Three weeks ago, just shy of his two year anniversary with us, Zeus, the crab, passed away. Zeus never met a shell he didn’t want to try on and lived waaaay longer than the books foretold. He will be missed.
While no crab could ever fill his shell, we purchased two more crabs to fill the tank and keep Mr. Krabs company. Named Sui My (dim sum pork dumpling) and Bolt, they settled in nicely.
Then things got weird. Mr. Krabs started hanging out naked under the wood bridge. Being a rated G household, we couldn’t have a topless - or rather bottomless beach - in our kitchen, so we pushed Mr. Krabs' shell close to him and he hopped back in.

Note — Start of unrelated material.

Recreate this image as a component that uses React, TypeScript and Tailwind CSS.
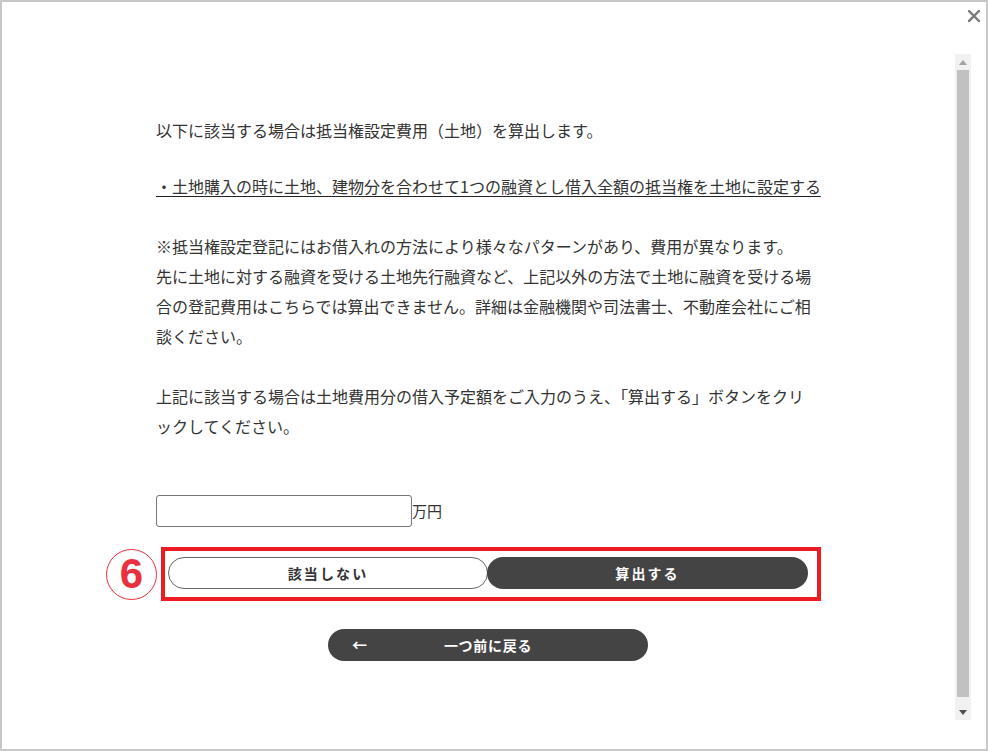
import React from 'react';

const font = { fontFamily: '"Noto Sans CJK JP", "Noto Sans", sans-serif' };

function CloseIcon() {
  return (
    <svg width="12" height="12" viewBox="0 0 12 12" className="block">
      <path d="M1 1 L11 11 M11 1 L1 11" stroke="#7a7a7a" strokeWidth="2.4" strokeLinecap="square" />
    </svg>
  );
}

function Scrollbar() {
  return (
    <div className="flex h-[666px] w-[16px] flex-col bg-[#f1f1f1]">
      <div className="flex h-[16px] items-center justify-center">
        <svg width="8" height="5" viewBox="0 0 8 5">
          <path d="M0 5 L4 0 L8 5 Z" fill="#a3a3a3" />
        </svg>
      </div>
      <div className="mx-[2px] h-[627px] bg-[#c1c1c1]" />
      <div className="flex flex-1 items-center justify-center pt-[8px]">
        <svg width="8" height="5" viewBox="0 0 8 5">
          <path d="M0 0 L8 0 L4 5 Z" fill="#505050" />
        </svg>
      </div>
    </div>
  );
}

export default function App() {
  return (
    <div
      className="relative flex h-[751px] w-[988px] flex-col border-2 border-[#c8c8c8] bg-white text-[#333]"
      style={font}
    >
      <div className="flex h-[52px] justify-end pr-[6px] pt-[8px]">
        <CloseIcon />
      </div>
      <div className="flex">
        <div className="flex-1 pl-[154px] pt-[61px]">
          <div className="w-[664px] whitespace-nowrap text-[16px] leading-[30px]">
            <p>以下に該当する場合は抵当権設定費用（土地）を算出します。</p>
            <p className="mt-[26px] underline decoration-[#222] underline-offset-[3px]">
              ・土地購入の時に土地、建物分を合わせて1つの融資とし借入全額の抵当権を土地に設定する
            </p>
            <p className="mt-[30px]">
              ※抵当権設定登記にはお借入れの方法により様々なパターンがあり、費用が異なります。
              <br />
              先に土地に対する融資を受ける土地先行融資など、上記以外の方法で土地に融資を受ける場
              <br />
              合の登記費用はこちらでは算出できません。詳細は金融機関や司法書士、不動産会社にご相
              <br />
              談ください。
            </p>
            <p className="mt-[30px]">
              上記に該当する場合は土地費用分の借入予定額をご入力のうえ、「算出する」ボタンをクリ
              <br />
              ックしてください。
            </p>
          </div>

          <div className="mt-[54px] flex items-center">
            <input
              type="text"
              className="h-[32px] w-[256px] rounded-[3px] border border-[#767676] bg-white px-2 text-[15px] outline-none"
            />
            <span className="text-[15px] leading-[32px]">万円</span>
          </div>

          <div className="-ml-[50px] mt-[20px] flex items-center">
            <div className="flex h-[51px] w-[51px] items-center justify-center rounded-full border-[1.5px] border-[#e8303e]">
              <span
                className="text-[42px] font-bold leading-none text-[#e8303e]"
                style={{ fontFamily: '"Liberation Sans", Arial, sans-serif' }}
              >
                6
              </span>
            </div>
            <div className="ml-[4px] flex h-[54px] w-[660px] items-center border-4 border-[#ed1c24] pl-[3px] pb-[2px]">
              <button className="h-[32px] w-[320px] rounded-full border border-[#666] bg-white text-[14px] font-bold tracking-[0.15em] text-[#333]">
                該当しない
              </button>
              <button className="-ml-[1px] h-[32px] w-[321px] rounded-full bg-[#444] text-[14px] font-bold tracking-[0.15em] text-white">
                算出する
              </button>
            </div>
          </div>

          <div className="mt-[28px] flex w-[664px] justify-center">
            <button className="relative h-[32px] w-[320px] rounded-full bg-[#444] text-[14px] font-bold tracking-[0.05em] text-white">
              <span className="absolute left-[24px] top-1/2 -translate-y-1/2 text-[15px]">←</span>
              一つ前に戻る
            </button>
          </div>
        </div>
        <div className="mr-[15px]">
          <Scrollbar />
        </div>
      </div>
    </div>
  );
}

Two days ago, Sui My expired. These things happen. A crab coffin was procured and Nate reached into the tank and started moving the shells around to get Sui My out.
Let’s break for a little crab math here…
Mr. Krabs + Zeus = 2 crabs
Mr. Krabs - Zeus = 1 crab
Mr. Krabs + Sui My + Bolt = 3 crabs
Mr. Krabs + Bolt - Sui My = 3 crabs
3?
Murphy’s Law No. 457.2 states, as do several consulted crab manuals, along with being unable to determine the sex of a domesticated hermit crab, hermit crabs do not reproduce in captivity.
Pzak Law 32 states: Someone got busy in our tank because Nate produced one decomposing crab carcass, one Bolt, one Mr. Krabs and a little guy we’re now calling Cousin It.
I’m thinking Mr. Krabs might need a name change, eh?